Smittipon Srethapramote - Morgan Stanley:
Can you please give us an update on your government relations efforts in emerging markets to increase the electronification of payments?
Charlie Scharf :
First of all, government relations for us, especially when you get outside of the developed world, is not a traditional government relations function. It’s not a staff function that sits to the side and just goes around and has lobbying types of conversations. In the emerging markets, government relations is a business for us, because the government is our partner in helping electronify the payment systems in these particular markets. Very often, when the government leads with trying to move their transactions to the electronic payment systems, that then can help drive the market. That’s what we see in places like Rwanda and other places, which are really emerging. And so when you look across the world, we think of the government as a client and a partner to helping build a business which is good for them. And the reason why it’s good for them is it’s ultimately good for all of their participants, whether it’s the merchants or the individuals, and obviously we and our competitors will benefit from that, as cash exits society.
Byron Pollitt :
If I were to reflect back to when we went public in 2008, and if you were to have asked that question, I don’t think anyone would have thought to ask that question. But today, governments of emerging markets have gotten a lot more interested and pay a lot more attention to electronic forms of payment. They’re interested in it from a very self-serving standpoint in that you can’t tax what you can’t see, but they’re also very focused on this is a way of providing, in Charlie’s words, a safer, more secure and sound financial system for their citizens. And so there’s a natural tendency to want to regulate, and our involvement now is very, very early contact with a broad range of emerging market governments, because they can be very well intentioned but also unenlightened in regard to how to think about regulation, and what the impacts are. And so we have got government relations people stationed all over the world, particularly in emerging markets, and their role is largely educational, so that governments that have a legitimate interest in regulating this part of their monetary system can do so understanding how best to provide safety, security, and soundness and to allow the market to operate so that they get the kind of penetration of electronic payments, which will grow and be healthy. And we’ve been exceptionally pleased with the reception of most governments to talking with us and partnering with us to develop their electronic payment systems in a way that’s healthy and I think will provide a good foundation for growth to come.
Operator:
Glenn Greene of Oppenheimer, you may ask your question.

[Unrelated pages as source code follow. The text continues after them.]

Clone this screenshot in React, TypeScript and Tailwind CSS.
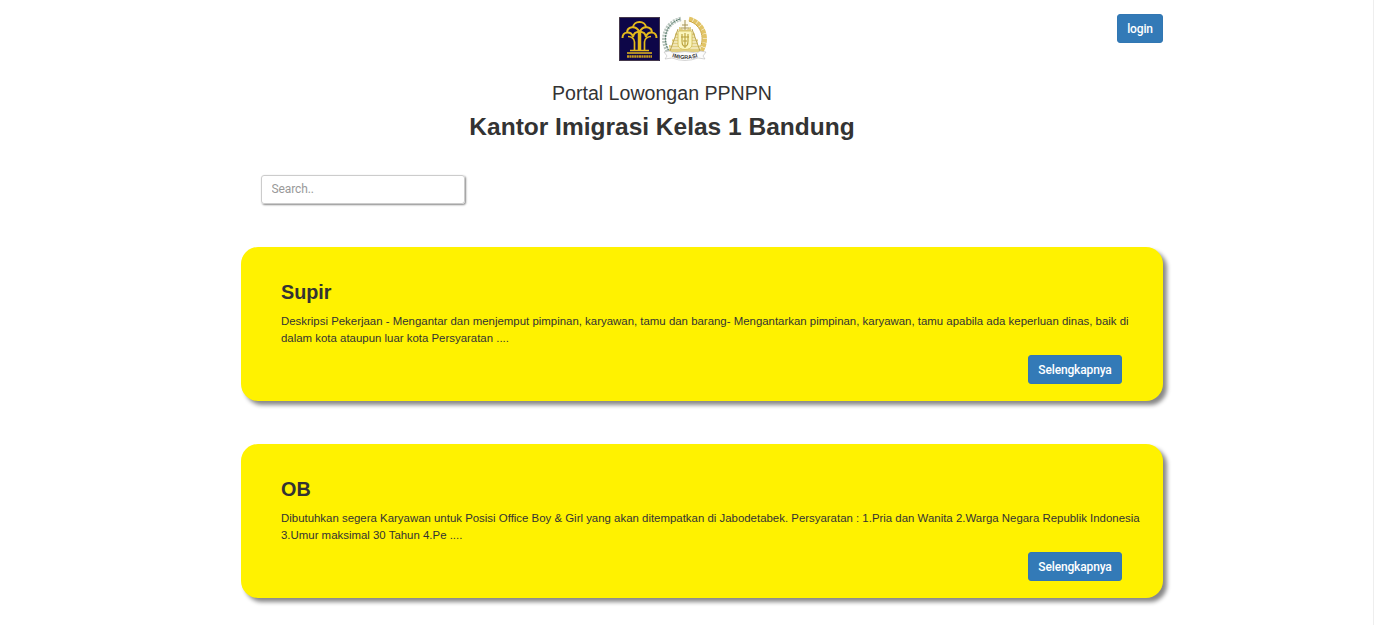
const jobs = [
  {
    title: "Supir",
    lines: [
      "Deskripsi Pekerjaan - Mengantar dan menjemput pimpinan, karyawan, tamu dan barang- Mengantarkan pimpinan, karyawan, tamu apabila ada keperluan dinas, baik di",
      "dalam kota ataupun luar kota Persyaratan ....",
    ],
  },
  {
    title: "OB",
    lines: [
      "Dibutuhkan segera Karyawan untuk Posisi Office Boy & Girl yang akan ditempatkan di Jabodetabek. Persyaratan : 1.Pria dan Wanita 2.Warga Negara Republik Indonesia",
      "3.Umur maksimal 30 Tahun 4.Pe ....",
    ],
  },
];

function MinistryLogo() {
  return (
    <svg width="41" height="44" viewBox="0 0 41 44" className="block">
      <rect width="41" height="44" fill="#0d0648" />
      <rect x=".5" y=".5" width="40" height="43" fill="none" stroke="#6a5a50" strokeWidth=".6" />
      <g fill="none" stroke="#e3b91c" strokeWidth="2">
        <path d="M14 11c0-8 13-8 13 0" />
        <path d="M8 16c0-7 9-8 12.500-1 3.500-7 12.500-6 12.500 1" />
        <path d="M3.500 21c0-7 9-7 10.500-1 1-7 12-7 13 0 1.500-6 10.500-6 10.500 1" />
        <path d="M9 19.500c3 0 6.500 2 6.500 5.500v9M32 19.500c-3 0-6.500 2-6.500 5.500v9" strokeWidth="1.700" />
        <path d="M20.500 34V14" strokeWidth="3.500" />
        <path d="M11 33.500h19M8 36h25" strokeWidth="1.700" />
      </g>
      <path d="M8 39.500h25" stroke="#c59a20" strokeWidth="2.600" strokeDasharray="2 .4" />
    </svg>
  );
}

function ImmigrationLogo() {
  return (
    <svg width="46" height="47" viewBox="0 0 46 47" className="block">
      <g fill="none">
        <path d="M19 3C4 6-3 23 7 37" stroke="#b9c6be" strokeWidth="4.500" strokeDasharray="2 1" />
        <path d="M18 3C3 8 0 24 7 35" stroke="#54796a" strokeWidth="1" strokeDasharray="2 .8" />
        <path d="M27 3C41 6 48 23 38 37" stroke="#e2c466" strokeWidth="4.500" strokeDasharray="4 .5" />
        <path d="M27 5C40 9 44 24 36 35" stroke="#cba53a" strokeWidth="1" />
      </g>
      <path d="M17 11h12v6h4v6h3v6h3v7H7v-7h3v-6h3v-6h4z" fill="#e0cf82" />
      <path d="M13 17h20M12 20h22M10 23h26M9 26h28M8 29h30M7 32h32" stroke="#fffbe5" strokeWidth="1.200" />
      <path d="M16 13L8 35M30 13l8 22" stroke="#bba551" strokeWidth="1" />
      <circle cx="23" cy="9" r="5" fill="#fdfbec" />
      <path d="M23 4v10M20 9h6M19 12h8" stroke="#a59250" strokeWidth="1" />
      <path d="M16 15h14v14c0 6-14 6-14 0z" fill="#fbf6bd" stroke="#d0ba50" strokeWidth=".8" />
      <path d="M20 18v7c0 7 6 7 6 0v-7M23 17v15M19 21h8M21 25h4" fill="none" stroke="#b8a03a" strokeWidth="1.100" />
      <path d="M2 36l6-1 3 2q12-3 24 0l3-2 6 1-3 4 2 3-7-1q-13 5-26 0l-7 1 2-3z" fill="#fcfcfc" stroke="#bbb" strokeWidth=".6" />
      <path id="ribbon" d="M10 41q13 4 26 0" fill="none" />
      <text fontFamily="Liberation Sans" fontSize="5.500" fontWeight="700" fill="#333">
        <textPath href="#ribbon" textLength="26">IMIGRASI</textPath>
      </text>
    </svg>
  );
}

const buttonClass =
  "flex h-[29px] items-center justify-center rounded-[3px] border border-[#3277b3] bg-[#337ab7] font-[Roboto,sans-serif] text-[12px] font-medium tracking-[-0.15px] text-white";

export default function App() {
  return (
    <div className="h-[625px] overflow-hidden border-r border-[#eeeeee] bg-white pl-[241px] pr-[210px] font-['Liberation_Sans',Arial,sans-serif] text-[#333333]">
      <header className="flex h-[175px] justify-between pt-[14px]">
        <div className="ml-[179px] flex w-[484px] flex-col items-center">
          <div className="ml-[2px] flex h-[50px] gap-[2px] pt-[2px]">
            <div className="pt-px"><MinistryLogo /></div>
            <ImmigrationLogo />
          </div>
          <p className="mt-[17px] h-6 text-[19.600px] leading-6">Portal Lowongan PPNPN</p>
          <h1 className="mt-[6px] text-[24.500px] font-bold leading-[31px]">Kantor Imigrasi Kelas 1 Bandung</h1>
        </div>
        <button className={`${buttonClass} w-[46px]`}>login</button>
      </header>
      <input
        placeholder="Search.."
        className="ml-5 block h-[29px] w-[204px] rounded-[3px] border border-[#cccccc] px-[9.500px] pb-px font-[Roboto,sans-serif] text-[12px] tracking-[-0.1px] shadow-[1px_1px_2px_#888888] outline-none placeholder:text-[#999999]"
      />
      <main className="mt-[43px] flex flex-col gap-[43px]">
        {jobs.map((job) => (
          <section key={job.title} className="h-[154px] w-[922px] rounded-[17px] bg-[#fff200] pl-10 pr-[41px] pt-8 shadow-[4px_4px_4px_#888888]">
            <h2 className="text-[19.800px] font-bold leading-[26px]">{job.title}</h2>
            <p className="mt-[8px] whitespace-nowrap text-[11.430px] leading-[17px]">
              {job.lines.map((line) => <span key={line} className="block">{line}</span>)}
            </p>
            <div className="mt-[8px] flex justify-end">
              <button className={`${buttonClass} w-[94px]`}>Selengkapnya</button>
            </div>
          </section>
        ))}
      </main>
    </div>
  );
}
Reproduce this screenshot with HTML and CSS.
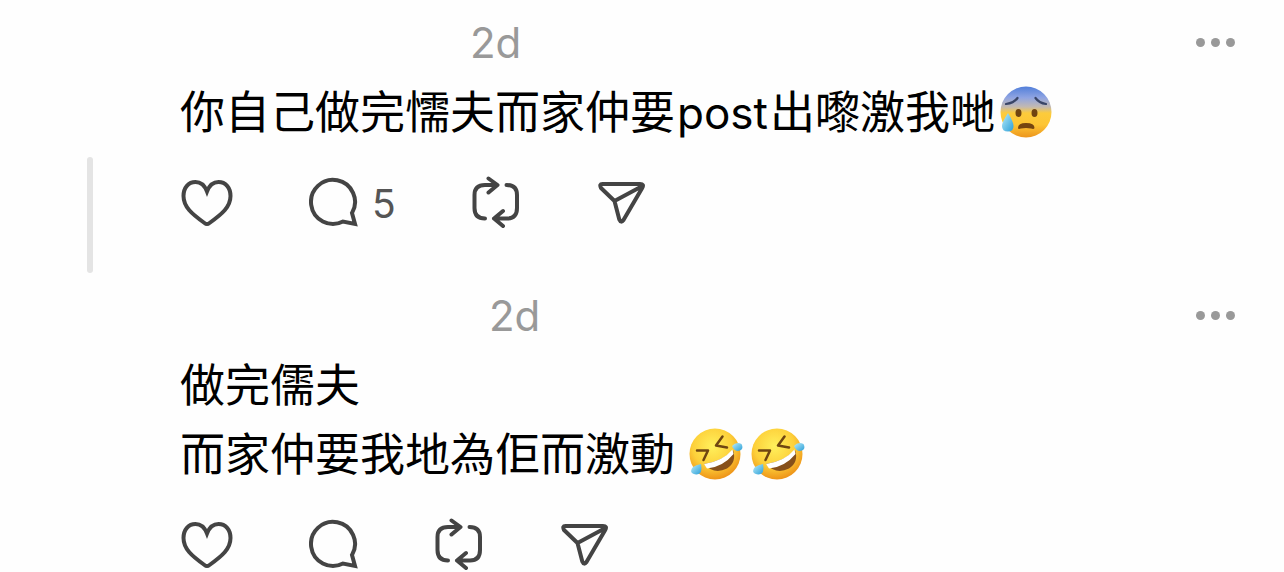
FILE: index.html
```
<!DOCTYPE html>
<html lang="zh-HK">
<head>
    <meta charset="UTF-8">
    <meta name="viewport" content="width=device-width, initial-scale=1.0">
    <title>Replies</title>
    <link rel="stylesheet" href="styles.css">
</head>
<body>

    <!-- Shared shapes -->
    <svg class="defs" aria-hidden="true">
        <defs>
            <radialGradient id="face" cx="45%" cy="35%" r="65%">
                <stop offset="0" stop-color="#fff05c"/>
                <stop offset="0.6" stop-color="#fdd03a"/>
                <stop offset="1" stop-color="#ee9418"/>
            </radialGradient>
            <linearGradient id="cold" x1="0" y1="0" x2="0" y2="1">
                <stop offset="0" stop-color="#527fda"/>
                <stop offset="0.22" stop-color="#8fa4e2"/>
                <stop offset="0.4" stop-color="#c3b9b0"/>
                <stop offset="0.52" stop-color="#fccb3c"/>
                <stop offset="0.75" stop-color="#fdc534"/>
                <stop offset="1" stop-color="#ec951d"/>
            </linearGradient>
            <linearGradient id="drop" x1="0" y1="0" x2="1" y2="1">
                <stop offset="0" stop-color="#b9ecfa"/>
                <stop offset="1" stop-color="#2b9fd8"/>
            </linearGradient>
            <symbol id="heart" viewBox="0 0 53 54">
                <path d="M27 15.500C24.500 9 20 6 15.500 6C8.500 6 3.500 11.500 3.500 20C3.500 31 12 38 24.500 47Q27 49 29.500 47C42 38 50.500 31 50.500 20C50.500 11.500 45.500 6 38.500 6C34 6 29.500 9 27 15.500Z"/>
            </symbol>
            <symbol id="reply" viewBox="0 0 50 54">
                <path d="M34 45.500A22 22 0 1 1 43 37L46 48Z"/>
            </symbol>
            <symbol id="repost" viewBox="0 0 50 54">
                <path d="M25 9H13Q2.500 9 2.500 19V32Q2.500 42.500 13 42.500M16.500 2.500L25.500 9L16.500 16.500M34.500 9Q45 9 45 19V32Q45 42.500 35 42.500H22M31 35L22 42.500L31 50"/>
            </symbol>
            <symbol id="share" viewBox="0 0 50 54">
                <path d="M4.500 8H42Q46.500 8 44.200 12L25.500 44Q23 47.500 21.300 43.500L16.500 25L3 12Q1 8 4.500 8ZM16.500 25L43.500 10.500"/>
            </symbol>
            <symbol id="laugh" viewBox="0 0 54 54">
                <circle cx="26" cy="27" r="25.500" fill="url(#face)"/>
                <path d="M15 37Q34 34 44 23Q48 35 38 41.500Q25 48 15 37Z" fill="#86501a"/>
                <path d="M15 37Q34 34 43.500 22.500L44.500 27Q34 40 18 41.500Z" fill="#fff"/>
                <path d="M8 23.500L19 23.500L14.500 33M33.500 9.500L27 18.500L38 20.500" fill="none" stroke="#704611" stroke-width="2.500" stroke-linejoin="round" stroke-linecap="round"/>
                <path d="M12 37Q14 48 7 47.500Q-1 46 4 40Q7 38 12 37Z" fill="url(#drop)"/>
                <path d="M43 19Q47 14.500 52.500 17Q55.500 23 49 24Q45 24 43 19Z" fill="url(#drop)"/>
            </symbol>
            <symbol id="worried" viewBox="0 0 54 54">
                <circle cx="27" cy="27" r="25.500" fill="url(#cold)"/>
                <path d="M7 19Q15 18 18.500 13M36.500 13Q40 18 47 19" fill="none" stroke="#394567" stroke-width="2.200" stroke-linecap="round"/>
                <ellipse cx="19.500" cy="28" rx="3" ry="4" fill="#704411"/>
                <ellipse cx="35.500" cy="28" rx="3" ry="4" fill="#704411"/>
                <path d="M19 43Q19 38 27 38Q35.500 38 35.500 43Q35 44.500 32 43.500Q27 42.500 22 43.500Q19 44.500 19 43Z" fill="#754510"/>
                <path d="M9 28Q14.500 37 14.500 41Q14.500 46.500 9 46.500Q3 46.500 3 41Q3 37 9 28Z" fill="url(#drop)"/>
            </symbol>
        </defs>
    </svg>

    <main class="thread">
        <article class="post">
            <div class="side"><div class="line"></div></div>
            <div class="content">
                <header class="post-header">
                    <span class="name"></span>
                    <time>2d</time>
                    <button type="button" class="more" aria-label="More"><i></i><i></i><i></i></button>
                </header>
                <p class="text">你自己做完懦夫而家仲要<span class="latin">post</span>出嚟激我哋<svg class="emoji" role="img" aria-label="😰"><use href="#worried"/></svg></p>
                <div class="actions">
                    <button type="button" aria-label="Like"><svg class="icon icon-heart"><use href="#heart"/></svg></button>
                    <button type="button" aria-label="Reply"><svg class="icon icon-reply"><use href="#reply"/></svg><span class="count">5</span></button>
                    <button type="button" aria-label="Repost"><svg class="icon"><use href="#repost"/></svg></button>
                    <button type="button" aria-label="Share"><svg class="icon"><use href="#share"/></svg></button>
                </div>
            </div>
        </article>

        <article class="post">
            <div class="side"></div>
            <div class="content">
                <header class="post-header">
                    <span class="name name-long"></span>
                    <time>2d</time>
                    <button type="button" class="more" aria-label="More"><i></i><i></i><i></i></button>
                </header>
                <p class="text">做完儒夫<br>而家仲要我地為佢而激動 <svg class="emoji" role="img" aria-label="🤣"><use href="#laugh"/></svg><svg class="emoji" role="img" aria-label="🤣"><use href="#laugh"/></svg></p>
                <div class="actions">
                    <button type="button" aria-label="Like"><svg class="icon icon-heart"><use href="#heart"/></svg></button>
                    <button type="button" aria-label="Reply"><svg class="icon icon-reply"><use href="#reply"/></svg></button>
                    <button type="button" aria-label="Repost"><svg class="icon"><use href="#repost"/></svg></button>
                    <button type="button" aria-label="Share"><svg class="icon"><use href="#share"/></svg></button>
                </div>
            </div>
        </article>
    </main>

</body>
</html>
```
FILE: styles.css
```
body {
    margin: 0;
    background-color: #fefefe;
    color: #000;
    font-family: Inter, "Noto Sans CJK TC", sans-serif;
}
.defs {
    position: absolute;
    width: 0;
    height: 0;
}
.post {
    display: grid;
    grid-template-columns: 180px 1fr;
}
.side {
    display: flex;
    justify-content: center;
    padding-top: 157px;
}
.line {
    width: 6px;
    border-radius: 3px;
    background-color: #e4e4e4;
}
.content {
    padding: 20px 49px 0 0;
}
.post:not(:last-child) .content {
    padding-bottom: 43px;
}
.post-header {
    display: flex;
    align-items: center;
    height: 45px;
}
.name {
    width: 290px;
}
.name-long {
    width: 309px;
}
time {
    color: #999;
    font-size: 42px;
}
button {
    display: flex;
    align-items: center;
    padding: 0;
    border: none;
    background: none;
    color: #444;
    font-family: inherit;
    cursor: pointer;
}
.more {
    gap: 6px;
    margin-left: auto;
}
.more i {
    width: 9px;
    height: 9px;
    border-radius: 50%;
    background-color: #999;
}
.text {
    margin: 10px 0 32px;
    font-family: "Noto Sans CJK TC", sans-serif;
    font-size: 45px;
    line-height: 69px;
}
.latin {
    margin: 0 2px;
    font-family: Inter, sans-serif;
    font-size: 44px;
    line-height: 1;
}
.emoji {
    width: 54px;
    height: 54px;
    margin: 0 4px;
    vertical-align: -10px;
}
.actions {
    display: flex;
    gap: 76px;
}
.icon {
    width: 50px;
    height: 54px;
    fill: none;
    stroke: currentColor;
    stroke-width: 4;
    stroke-linecap: round;
    stroke-linejoin: round;
}
.icon-heart {
    width: 53px;
}
.icon-heart,
.icon-reply {
    stroke-linejoin: miter;
}
.count {
    margin-left: 13px;
    color: #555;
    font-size: 39px;
}
```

Glenn Greene - Oppenheimer :
As you renewed your Chase deal, I think the implication, or you suggested that you’d pick up some incremental volume. I was curious if you’ve started to see that, and should we be thinking about that as sort of being reflected in the run rate or something that we could expect going forward throughout calendar ’14 as sort of incremental volume? And then just a quick number question, in terms of where are you in terms of V.me merchants signed.
Byron Pollitt :
On Chase, we do expect to see incremental volume during the course of the year. We expect some to begin this quarter, not material, and we expect it to build through the course of fiscal year ’14. In our guidance, that incremental is contemplated, but it will be more second half weighted, clearly, than first half.
Charlie Scharf :
And on V.me merchants, I don’t have the updated number here, to be honest with you.
Glenn Greene - Oppenheimer :
Do we sort of get a step function increase at some point during this year, or is it sort of gradual, test mode, kind of figuring it out?
Charlie Scharf :
We’ll be in a position to answer that question in another month or two, because we’ve just rolled out the new platform that I described. And we’ll start to see the effect of it, and have a better understanding of what it means for the ramp up.
Operator:
Next we have Chris Brendler of Stifel.
Chris Brendler - Stifel Nicolaus :
I have two questions that I probably won’t get a lot of detail on, so hopefully it won’t take too long. One is Visa Europe, anything you can say additionally about Visa Europe and what potentially that would look like if it could come back to you? Any progress there? Any updates? And then similarly, on the Judge Leon case and the appeal, obviously you can’t give us too much there, but I was wondering if there was any way you could, on a timeline, it sounded like from that hearing that the timeline could be shorter than I think the original estimates that were somewhere around a year. Is it possible we could hear something from the three judge appeal panel in the next couple of months?
Charlie Scharf :
Nothing different to talk about on Visa Europe. Otherwise, I would have mentioned it in my opening remarks. And on timing, we don’t know, on the appeal.
Jack Carsky :
And in terms of the last question, we’ve got the numbers. We have over 300 signed, and 80 are currently live, on the V.me.
Operator:
Next we have a question from Glenn Fodor of Autonomous.
Glenn Fodor - Autonomous Research :
Byron, just wanted to peel back your comments on emerging markets a little bit more. Can you give us a rough sense of what percent of your volumes come from emerging markets? And then within that volume category, can you give us a range of what type of multiple to your overall volume growth that this is growing? Is it three times as fast, or four times?
Byron Pollitt :
I don’t actually have those statistics at my command. The emerging markets, these growth rates are midteens and better.
Charlie Scharf :
And depending on the market, it could be substantially better than that.
Byron Pollitt :
Yes, and could be substantially better. And these growth rates, we have a portfolio. So even though some of these have had currency issues in terms of weakening currencies, these growth rates have held pretty well even where there has been weaker currencies. Government intervention, where they’re trying to limit the outbound, can have an effect. You’re seeing that in Brazil today. Likely to see it in Argentina, Venezuela, countries where there have been more severe locations. But the durability of the growing cross-border in emerging markets has been quite resilient.
Operator:
Your last question will come from Andrew Jeffrey of SunTrust.
Andrew Jeffrey - SunTrust Robinson Humphrey :
Quick question on the cybersource transaction growth, which decelerated in the first fiscal quarter. Any commentary just broadly around that, and implications or read throughs to overall ecommerce volume?
Byron Pollitt :
Let me separate the two. On ecommerce volume, this was a fantastic holiday spend season for ecommerce. And the trend in growth and ecom is very, very healthy. And so the downshift a bit in the growth in cybersource has nothing to do with the underlying growth in ecommerce. What I would say the cybersource established an early significant position as a gateway in what has become a much more competitive space. And I think what we’re going to find in the next few quarters is that we’re going to need to up our game and that this space is just going to be more competitively intense than it has been in the past couple of years. And that is a direct testament to how attractive the growth prospects are for ecom, which is the one channel that is particularly suited for electronic payments.
Jack Carsky :
And with that, we want to thank everybody for joining us this morning. And as always, if you have any follow up questions, please feel free to give either Victoria or myself a call. Thanks.